[Records with interface code]
◆ ◆ ◆ ◆ ◆
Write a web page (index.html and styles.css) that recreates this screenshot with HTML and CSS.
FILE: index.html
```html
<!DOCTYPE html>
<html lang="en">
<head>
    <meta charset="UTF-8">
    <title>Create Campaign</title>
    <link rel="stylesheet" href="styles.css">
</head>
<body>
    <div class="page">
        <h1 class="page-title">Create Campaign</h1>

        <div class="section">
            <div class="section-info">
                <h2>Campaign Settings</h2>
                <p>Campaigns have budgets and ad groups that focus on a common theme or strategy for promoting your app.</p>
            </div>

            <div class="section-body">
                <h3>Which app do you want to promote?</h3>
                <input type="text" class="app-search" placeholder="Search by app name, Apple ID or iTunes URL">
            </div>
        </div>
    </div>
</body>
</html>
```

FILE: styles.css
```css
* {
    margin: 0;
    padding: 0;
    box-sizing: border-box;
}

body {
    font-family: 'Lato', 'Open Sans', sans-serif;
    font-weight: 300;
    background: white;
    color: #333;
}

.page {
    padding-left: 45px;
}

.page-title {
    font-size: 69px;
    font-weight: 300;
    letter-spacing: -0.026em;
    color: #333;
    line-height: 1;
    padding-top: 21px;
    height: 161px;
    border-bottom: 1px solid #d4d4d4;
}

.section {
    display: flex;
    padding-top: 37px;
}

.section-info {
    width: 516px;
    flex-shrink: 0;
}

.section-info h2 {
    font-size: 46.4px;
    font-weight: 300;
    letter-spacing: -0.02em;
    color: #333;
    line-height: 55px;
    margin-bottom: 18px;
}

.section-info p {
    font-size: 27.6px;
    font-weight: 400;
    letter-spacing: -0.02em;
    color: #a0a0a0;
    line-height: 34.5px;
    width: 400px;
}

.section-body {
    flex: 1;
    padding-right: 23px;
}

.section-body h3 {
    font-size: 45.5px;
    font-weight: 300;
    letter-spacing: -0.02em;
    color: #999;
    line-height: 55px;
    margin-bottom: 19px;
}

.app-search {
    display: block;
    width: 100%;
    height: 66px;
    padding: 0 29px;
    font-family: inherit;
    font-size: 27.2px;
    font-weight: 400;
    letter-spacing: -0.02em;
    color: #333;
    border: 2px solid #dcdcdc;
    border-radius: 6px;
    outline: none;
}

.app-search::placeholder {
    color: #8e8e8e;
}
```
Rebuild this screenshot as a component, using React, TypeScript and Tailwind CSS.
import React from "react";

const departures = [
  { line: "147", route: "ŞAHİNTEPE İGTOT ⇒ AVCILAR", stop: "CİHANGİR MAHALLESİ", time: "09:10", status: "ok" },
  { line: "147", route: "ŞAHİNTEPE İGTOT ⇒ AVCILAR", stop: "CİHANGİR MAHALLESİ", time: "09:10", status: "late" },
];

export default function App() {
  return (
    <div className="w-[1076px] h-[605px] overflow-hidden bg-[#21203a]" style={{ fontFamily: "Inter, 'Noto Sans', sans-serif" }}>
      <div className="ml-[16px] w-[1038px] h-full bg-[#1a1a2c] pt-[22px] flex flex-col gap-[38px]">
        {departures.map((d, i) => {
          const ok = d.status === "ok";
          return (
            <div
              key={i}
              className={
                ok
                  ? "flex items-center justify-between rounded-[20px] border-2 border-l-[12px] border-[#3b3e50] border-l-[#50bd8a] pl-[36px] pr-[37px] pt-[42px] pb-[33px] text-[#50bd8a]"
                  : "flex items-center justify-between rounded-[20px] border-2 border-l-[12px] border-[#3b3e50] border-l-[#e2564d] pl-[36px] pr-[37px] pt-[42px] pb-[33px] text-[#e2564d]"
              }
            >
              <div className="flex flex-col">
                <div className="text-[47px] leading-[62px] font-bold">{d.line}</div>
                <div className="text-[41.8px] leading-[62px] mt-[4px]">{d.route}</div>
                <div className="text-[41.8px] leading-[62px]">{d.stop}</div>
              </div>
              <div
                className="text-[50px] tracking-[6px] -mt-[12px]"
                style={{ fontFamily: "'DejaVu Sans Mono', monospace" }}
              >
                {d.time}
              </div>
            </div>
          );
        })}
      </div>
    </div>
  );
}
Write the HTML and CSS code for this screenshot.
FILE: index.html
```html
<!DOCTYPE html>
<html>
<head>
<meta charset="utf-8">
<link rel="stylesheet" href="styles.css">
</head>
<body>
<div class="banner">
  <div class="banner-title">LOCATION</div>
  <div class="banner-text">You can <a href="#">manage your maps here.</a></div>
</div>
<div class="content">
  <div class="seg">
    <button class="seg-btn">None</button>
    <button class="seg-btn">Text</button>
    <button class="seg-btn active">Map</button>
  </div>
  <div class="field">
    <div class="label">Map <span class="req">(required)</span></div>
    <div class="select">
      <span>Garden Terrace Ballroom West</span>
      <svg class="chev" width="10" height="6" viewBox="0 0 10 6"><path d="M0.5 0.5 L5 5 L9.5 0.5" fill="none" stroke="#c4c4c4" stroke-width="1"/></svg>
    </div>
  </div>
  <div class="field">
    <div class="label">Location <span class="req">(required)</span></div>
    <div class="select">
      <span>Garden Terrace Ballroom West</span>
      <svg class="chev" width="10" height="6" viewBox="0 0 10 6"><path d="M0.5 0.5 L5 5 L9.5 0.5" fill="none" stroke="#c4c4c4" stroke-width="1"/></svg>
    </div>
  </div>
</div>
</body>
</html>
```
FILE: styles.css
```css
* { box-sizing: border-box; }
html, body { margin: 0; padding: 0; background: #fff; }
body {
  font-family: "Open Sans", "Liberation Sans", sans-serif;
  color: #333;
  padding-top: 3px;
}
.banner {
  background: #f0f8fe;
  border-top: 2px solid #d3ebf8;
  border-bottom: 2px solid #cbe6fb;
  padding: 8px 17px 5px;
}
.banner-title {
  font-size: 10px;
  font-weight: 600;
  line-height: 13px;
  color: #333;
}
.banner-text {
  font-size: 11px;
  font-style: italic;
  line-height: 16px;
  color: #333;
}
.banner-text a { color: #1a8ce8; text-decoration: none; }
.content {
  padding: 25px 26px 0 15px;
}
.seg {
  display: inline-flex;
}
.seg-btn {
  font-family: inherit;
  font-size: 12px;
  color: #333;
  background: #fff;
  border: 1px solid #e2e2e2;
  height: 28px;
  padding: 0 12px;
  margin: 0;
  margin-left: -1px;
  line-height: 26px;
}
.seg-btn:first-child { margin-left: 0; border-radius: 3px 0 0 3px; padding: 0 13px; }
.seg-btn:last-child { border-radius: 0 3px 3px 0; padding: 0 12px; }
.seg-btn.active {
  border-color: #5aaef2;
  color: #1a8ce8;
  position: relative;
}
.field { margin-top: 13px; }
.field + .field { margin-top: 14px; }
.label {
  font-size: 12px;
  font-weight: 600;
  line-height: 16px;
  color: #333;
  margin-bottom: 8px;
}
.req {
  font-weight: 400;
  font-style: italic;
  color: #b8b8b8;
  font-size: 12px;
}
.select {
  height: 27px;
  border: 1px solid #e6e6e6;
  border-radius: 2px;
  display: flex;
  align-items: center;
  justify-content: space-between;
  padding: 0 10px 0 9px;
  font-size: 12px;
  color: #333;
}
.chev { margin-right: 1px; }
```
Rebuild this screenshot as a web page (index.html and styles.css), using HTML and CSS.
◆ ◆ ◆ ◆ ◆
Repeat the whole listing exactly, keeping every line intact.

Write a web page (index.html and styles.css) that recreates this screenshot with HTML and CSS.
FILE: index.html
```html
<!DOCTYPE html>
<html lang="en">
<head>
    <meta charset="UTF-8">
    <title>Create Campaign</title>
    <link rel="stylesheet" href="styles.css">
</head>
<body>
    <div class="page">
        <h1 class="page-title">Create Campaign</h1>

        <div class="section">
            <div class="section-info">
                <h2>Campaign Settings</h2>
                <p>Campaigns have budgets and ad groups that focus on a common theme or strategy for promoting your app.</p>
            </div>

            <div class="section-body">
                <h3>Which app do you want to promote?</h3>
                <input type="text" class="app-search" placeholder="Search by app name, Apple ID or iTunes URL">
            </div>
        </div>
    </div>
</body>
</html>
```

FILE: styles.css
```css
* {
    margin: 0;
    padding: 0;
    box-sizing: border-box;
}

body {
    font-family: 'Lato', 'Open Sans', sans-serif;
    font-weight: 300;
    background: white;
    color: #333;
}

.page {
    padding-left: 45px;
}

.page-title {
    font-size: 69px;
    font-weight: 300;
    letter-spacing: -0.026em;
    color: #333;
    line-height: 1;
    padding-top: 21px;
    height: 161px;
    border-bottom: 1px solid #d4d4d4;
}

.section {
    display: flex;
    padding-top: 37px;
}

.section-info {
    width: 516px;
    flex-shrink: 0;
}

.section-info h2 {
    font-size: 46.4px;
    font-weight: 300;
    letter-spacing: -0.02em;
    color: #333;
    line-height: 55px;
    margin-bottom: 18px;
}

.section-info p {
    font-size: 27.6px;
    font-weight: 400;
    letter-spacing: -0.02em;
    color: #a0a0a0;
    line-height: 34.5px;
    width: 400px;
}

.section-body {
    flex: 1;
    padding-right: 23px;
}

.section-body h3 {
    font-size: 45.5px;
    font-weight: 300;
    letter-spacing: -0.02em;
    color: #999;
    line-height: 55px;
    margin-bottom: 19px;
}

.app-search {
    display: block;
    width: 100%;
    height: 66px;
    padding: 0 29px;
    font-family: inherit;
    font-size: 27.2px;
    font-weight: 400;
    letter-spacing: -0.02em;
    color: #333;
    border: 2px solid #dcdcdc;
    border-radius: 6px;
    outline: none;
}

.app-search::placeholder {
    color: #8e8e8e;
}
```
Rebuild this screenshot as a component, using React, TypeScript and Tailwind CSS.
import React from "react";

const departures = [
  { line: "147", route: "ŞAHİNTEPE İGTOT ⇒ AVCILAR", stop: "CİHANGİR MAHALLESİ", time: "09:10", status: "ok" },
  { line: "147", route: "ŞAHİNTEPE İGTOT ⇒ AVCILAR", stop: "CİHANGİR MAHALLESİ", time: "09:10", status: "late" },
];

export default function App() {
  return (
    <div className="w-[1076px] h-[605px] overflow-hidden bg-[#21203a]" style={{ fontFamily: "Inter, 'Noto Sans', sans-serif" }}>
      <div className="ml-[16px] w-[1038px] h-full bg-[#1a1a2c] pt-[22px] flex flex-col gap-[38px]">
        {departures.map((d, i) => {
          const ok = d.status === "ok";
          return (
            <div
              key={i}
              className={
                ok
                  ? "flex items-center justify-between rounded-[20px] border-2 border-l-[12px] border-[#3b3e50] border-l-[#50bd8a] pl-[36px] pr-[37px] pt-[42px] pb-[33px] text-[#50bd8a]"
                  : "flex items-center justify-between rounded-[20px] border-2 border-l-[12px] border-[#3b3e50] border-l-[#e2564d] pl-[36px] pr-[37px] pt-[42px] pb-[33px] text-[#e2564d]"
              }
            >
              <div className="flex flex-col">
                <div className="text-[47px] leading-[62px] font-bold">{d.line}</div>
                <div className="text-[41.8px] leading-[62px] mt-[4px]">{d.route}</div>
                <div className="text-[41.8px] leading-[62px]">{d.stop}</div>
              </div>
              <div
                className="text-[50px] tracking-[6px] -mt-[12px]"
                style={{ fontFamily: "'DejaVu Sans Mono', monospace" }}
              >
                {d.time}
              </div>
            </div>
          );
        })}
      </div>
    </div>
  );
}
Write the HTML and CSS code for this screenshot.
FILE: index.html
```html
<!DOCTYPE html>
<html>
<head>
<meta charset="utf-8">
<link rel="stylesheet" href="styles.css">
</head>
<body>
<div class="banner">
  <div class="banner-title">LOCATION</div>
  <div class="banner-text">You can <a href="#">manage your maps here.</a></div>
</div>
<div class="content">
  <div class="seg">
    <button class="seg-btn">None</button>
    <button class="seg-btn">Text</button>
    <button class="seg-btn active">Map</button>
  </div>
  <div class="field">
    <div class="label">Map <span class="req">(required)</span></div>
    <div class="select">
      <span>Garden Terrace Ballroom West</span>
      <svg class="chev" width="10" height="6" viewBox="0 0 10 6"><path d="M0.5 0.5 L5 5 L9.5 0.5" fill="none" stroke="#c4c4c4" stroke-width="1"/></svg>
    </div>
  </div>
  <div class="field">
    <div class="label">Location <span class="req">(required)</span></div>
    <div class="select">
      <span>Garden Terrace Ballroom West</span>
      <svg class="chev" width="10" height="6" viewBox="0 0 10 6"><path d="M0.5 0.5 L5 5 L9.5 0.5" fill="none" stroke="#c4c4c4" stroke-width="1"/></svg>
    </div>
  </div>
</div>
</body>
</html>
```
FILE: styles.css
```css
* { box-sizing: border-box; }
html, body { margin: 0; padding: 0; background: #fff; }
body {
  font-family: "Open Sans", "Liberation Sans", sans-serif;
  color: #333;
  padding-top: 3px;
}
.banner {
  background: #f0f8fe;
  border-top: 2px solid #d3ebf8;
  border-bottom: 2px solid #cbe6fb;
  padding: 8px 17px 5px;
}
.banner-title {
  font-size: 10px;
  font-weight: 600;
  line-height: 13px;
  color: #333;
}
.banner-text {
  font-size: 11px;
  font-style: italic;
  line-height: 16px;
  color: #333;
}
.banner-text a { color: #1a8ce8; text-decoration: none; }
.content {
  padding: 25px 26px 0 15px;
}
.seg {
  display: inline-flex;
}
.seg-btn {
  font-family: inherit;
  font-size: 12px;
  color: #333;
  background: #fff;
  border: 1px solid #e2e2e2;
  height: 28px;
  padding: 0 12px;
  margin: 0;
  margin-left: -1px;
  line-height: 26px;
}
.seg-btn:first-child { margin-left: 0; border-radius: 3px 0 0 3px; padding: 0 13px; }
.seg-btn:last-child { border-radius: 0 3px 3px 0; padding: 0 12px; }
.seg-btn.active {
  border-color: #5aaef2;
  color: #1a8ce8;
  position: relative;
}
.field { margin-top: 13px; }
.field + .field { margin-top: 14px; }
.label {
  font-size: 12px;
  font-weight: 600;
  line-height: 16px;
  color: #333;
  margin-bottom: 8px;
}
.req {
  font-weight: 400;
  font-style: italic;
  color: #b8b8b8;
  font-size: 12px;
}
.select {
  height: 27px;
  border: 1px solid #e6e6e6;
  border-radius: 2px;
  display: flex;
  align-items: center;
  justify-content: space-between;
  padding: 0 10px 0 9px;
  font-size: 12px;
  color: #333;
}
.chev { margin-right: 1px; }
```
Rebuild this screenshot as a web page (index.html and styles.css), using HTML and CSS.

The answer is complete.